Masuk or Newtown wouldn't play Brookfield, they'd rather schedule OOC games with Xavier, Darien, Prep, West Haven, NDWH, or New Canaan. There would be no incentive for larger schools to play OOC games with schools like Brookfield, and every incentive to play OOC games with the state power programs.
 
Masuk or Newtown wouldn't play Brookfield, they'd rather schedule OOC games with Xavier, Darien, Prep, West Haven, NDWH, or New Canaan. There would be no incentive for larger schools to play OOC games with schools like Brookfield, and every incentive to play OOC games with the state power programs.
I doubt it. Why are you going to schedule a team you'll probably see in the playoffs? You're going to end up scheduling local short travel OOC games.
 
Like I said, you're worried about maybe 20 teams instead of the other hundred. And it wouldn't be that rare because in a 9 team conference you'd have room for two out of district games if you so choose. Brookfield could go to Masuk or Newtown. Bloomfield could go to Southington. Berlin could go to Cheshire. This would also keep the CCC from gaming the playoff point system. The fact that under the current system, Windsor and Southington don't play each other is absurd and it's all so they can have easy roads to the playoffs.
Those 20 teams are there because they are the best teams year in and year out. How stupid can you be?

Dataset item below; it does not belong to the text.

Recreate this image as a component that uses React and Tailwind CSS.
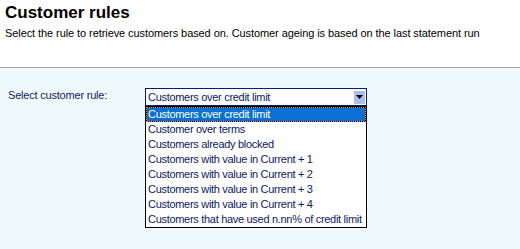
export default function App() {
  const items = [
    "Customer over terms",
    "Customers already blocked",
    "Customers with value in Current + 1",
    "Customers with value in Current + 2",
    "Customers with value in Current + 3",
    "Customers with value in Current + 4",
    "Customers that have used n.nn% of credit limit",
  ];
  const font = { fontFamily: '"Liberation Sans", Arial, sans-serif' };
  return (
    <div className="w-[520px] h-[249px] flex flex-col overflow-hidden" style={font}>
      <div className="h-[68px] shrink-0 bg-white px-[5px] pt-[4px] border-b border-[#a0a0a0]">
        <div className="text-[17px] leading-[18px] font-bold text-black">Customer rules</div>
        <div className="text-[11px] leading-[14px] mt-[4px] text-black tracking-[-0.08px] whitespace-nowrap">
          Select the rule to retrieve customers based on. Customer ageing is based on the last statement run
        </div>
      </div>
      <div className="flex-1 bg-[#f0f9fe] flex items-start pt-[20px] pl-[8px]">
        <div className="w-[137px] text-[11px] leading-[13px] pt-[1px] text-[#13245e] tracking-[-0.2px] whitespace-nowrap">Select customer rule:</div>
        <div className="w-[222px] flex flex-col">
          <div className="h-[18px] border border-[#0a1a78] bg-white flex items-center">
            <div className="flex-1 pl-[2px] text-[11px] leading-[13px] text-[#0a2064] tracking-[-0.3px] whitespace-nowrap">Customers over credit limit</div>
            <div className="w-[11px] h-[13px] mr-[1px] bg-[#a7bff1] flex items-center justify-center">
              <svg width="7" height="4" viewBox="0 0 7 4"><polygon points="0,0 7,0 3.5,4" fill="#000" /></svg>
            </div>
          </div>
          <div className="border border-black bg-white">
            <div className="bg-black">
              <div className="h-[15px] border border-dotted border-[#f79a2a] bg-[#0b70d3] bg-clip-padding flex items-center pl-[1px] text-[11px] leading-[13px] text-white tracking-[-0.3px] whitespace-nowrap">
                Customers over credit limit
              </div>
            </div>
            {items.map((t) => (
              <div key={t} className="h-[15px] flex items-center pl-[2px] text-[11px] leading-[13px] text-[#0a2064] tracking-[-0.3px] whitespace-nowrap">
                {t}
              </div>
            ))}
          </div>
        </div>
      </div>
    </div>
  );
}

I say that with all due respect. Lol

How on Earth would the district model give a bottom one hundred team any hope of ever improving it's football program????? Say if a cracker Jack coach came along and got things moving?
 
Those 20 teams are there because they are the best teams year in and year out. How stupid can you be?

I say that with all due respect. Lol

Exactly. They're going to be good regardless and they'll still get the votes if they're good. You are worried about the lucky few when there are 5x as many teams who benefit from the district model. A lot of schedules wouldn't even change that much.